Exercise: Your job is to retype all of the data word for word, leaving every image out.

Data provided:
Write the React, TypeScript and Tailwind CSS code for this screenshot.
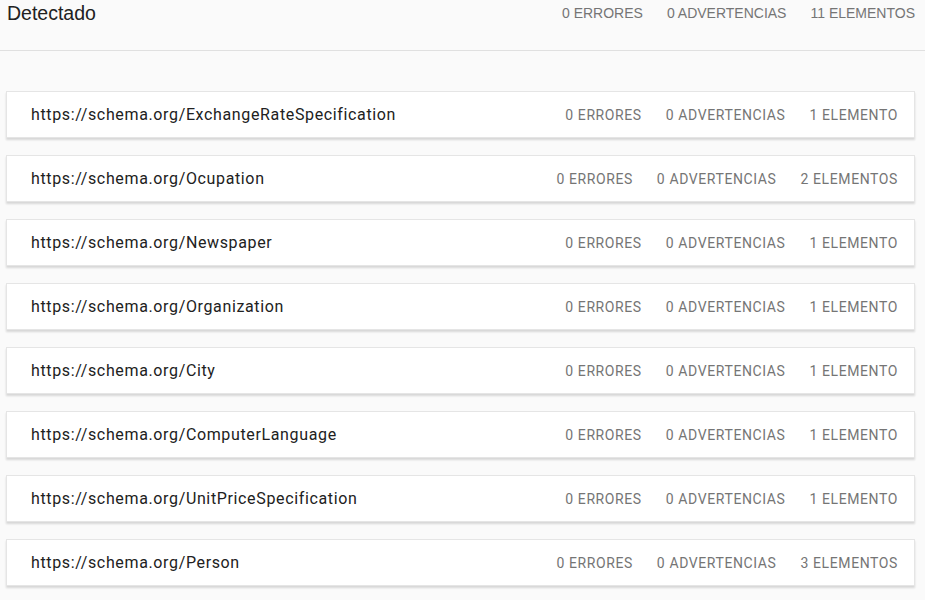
import React from 'react';

type Row = { url: string; errors: number; warnings: number; items: number };

const rows: Row[] = [
  { url: 'https://schema.org/ExchangeRateSpecification', errors: 0, warnings: 0, items: 1 },
  { url: 'https://schema.org/Ocupation', errors: 0, warnings: 0, items: 2 },
  { url: 'https://schema.org/Newspaper', errors: 0, warnings: 0, items: 1 },
  { url: 'https://schema.org/Organization', errors: 0, warnings: 0, items: 1 },
  { url: 'https://schema.org/City', errors: 0, warnings: 0, items: 1 },
  { url: 'https://schema.org/ComputerLanguage', errors: 0, warnings: 0, items: 1 },
  { url: 'https://schema.org/UnitPriceSpecification', errors: 0, warnings: 0, items: 1 },
  { url: 'https://schema.org/Person', errors: 0, warnings: 0, items: 3 },
];

function Counts({ errors, warnings, items }: { errors: number; warnings: number; items: number }) {
  return (
    <div className="flex items-center gap-[24px] pt-[2px] text-[14px] uppercase tracking-[0.6px] text-[#757575]">
      <span>{errors} errores</span>
      <span>{warnings} advertencias</span>
      <span>
        {items} {items === 1 ? 'elemento' : 'elementos'}
      </span>
    </div>
  );
}

export default function App() {
  const total = rows.reduce((n, r) => n + r.items, 0);
  return (
    <div className="min-h-[600px] bg-[#fafafa] font-['Roboto',sans-serif]">
      <div className="flex h-[51px] items-start justify-between border-b border-[#e0e0e0] pl-[7px] pr-[10px] pt-[1px] font-['Liberation_Sans',Arial,sans-serif]">
        <div className="text-[19.5px] leading-[24px] text-[#212121]">Detectado</div>
        <div className="flex items-center gap-[24px] pt-[2px] text-[14px] uppercase leading-[20px] text-[#757575]">
          <span>0 errores</span>
          <span>0 advertencias</span>
          <span>{total} elementos</span>
        </div>
      </div>
      <div className="flex flex-col gap-[17px] pl-[6px] pr-[10px] pt-[40px]">
        {rows.map((r) => (
          <div
            key={r.url}
            className="flex h-[47px] items-center justify-between border border-[#e5e5e5] bg-white pl-[24px] pr-[16px] shadow-[0_2px_2px_rgba(0,0,0,0.14)]"
          >
            <span className="text-[16px] tracking-[0.64px] text-[#212121]">{r.url}</span>
            <Counts errors={r.errors} warnings={r.warnings} items={r.items} />
          </div>
        ))}
      </div>
    </div>
  );
}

Worked solution:
Write the React, TypeScript and Tailwind CSS code for this screenshot.
import React from 'react';

type Row = { url: string; errors: number; warnings: number; items: number };

const rows: Row[] = [
  { url: 'https://schema.org/ExchangeRateSpecification', errors: 0, warnings: 0, items: 1 },
  { url: 'https://schema.org/Ocupation', errors: 0, warnings: 0, items: 2 },
  { url: 'https://schema.org/Newspaper', errors: 0, warnings: 0, items: 1 },
  { url: 'https://schema.org/Organization', errors: 0, warnings: 0, items: 1 },
  { url: 'https://schema.org/City', errors: 0, warnings: 0, items: 1 },
  { url: 'https://schema.org/ComputerLanguage', errors: 0, warnings: 0, items: 1 },
  { url: 'https://schema.org/UnitPriceSpecification', errors: 0, warnings: 0, items: 1 },
  { url: 'https://schema.org/Person', errors: 0, warnings: 0, items: 3 },
];

function Counts({ errors, warnings, items }: { errors: number; warnings: number; items: number }) {
  return (
    <div className="flex items-center gap-[24px] pt-[2px] text-[14px] uppercase tracking-[0.6px] text-[#757575]">
      <span>{errors} errores</span>
      <span>{warnings} advertencias</span>
      <span>
        {items} {items === 1 ? 'elemento' : 'elementos'}
      </span>
    </div>
  );
}

export default function App() {
  const total = rows.reduce((n, r) => n + r.items, 0);
  return (
    <div className="min-h-[600px] bg-[#fafafa] font-['Roboto',sans-serif]">
      <div className="flex h-[51px] items-start justify-between border-b border-[#e0e0e0] pl-[7px] pr-[10px] pt-[1px] font-['Liberation_Sans',Arial,sans-serif]">
        <div className="text-[19.5px] leading-[24px] text-[#212121]">Detectado</div>
        <div className="flex items-center gap-[24px] pt-[2px] text-[14px] uppercase leading-[20px] text-[#757575]">
          <span>0 errores</span>
          <span>0 advertencias</span>
          <span>{total} elementos</span>
        </div>
      </div>
      <div className="flex flex-col gap-[17px] pl-[6px] pr-[10px] pt-[40px]">
        {rows.map((r) => (
          <div
            key={r.url}
            className="flex h-[47px] items-center justify-between border border-[#e5e5e5] bg-white pl-[24px] pr-[16px] shadow-[0_2px_2px_rgba(0,0,0,0.14)]"
          >
            <span className="text-[16px] tracking-[0.64px] text-[#212121]">{r.url}</span>
            <Counts errors={r.errors} warnings={r.warnings} items={r.items} />
          </div>
        ))}
      </div>
    </div>
  );
}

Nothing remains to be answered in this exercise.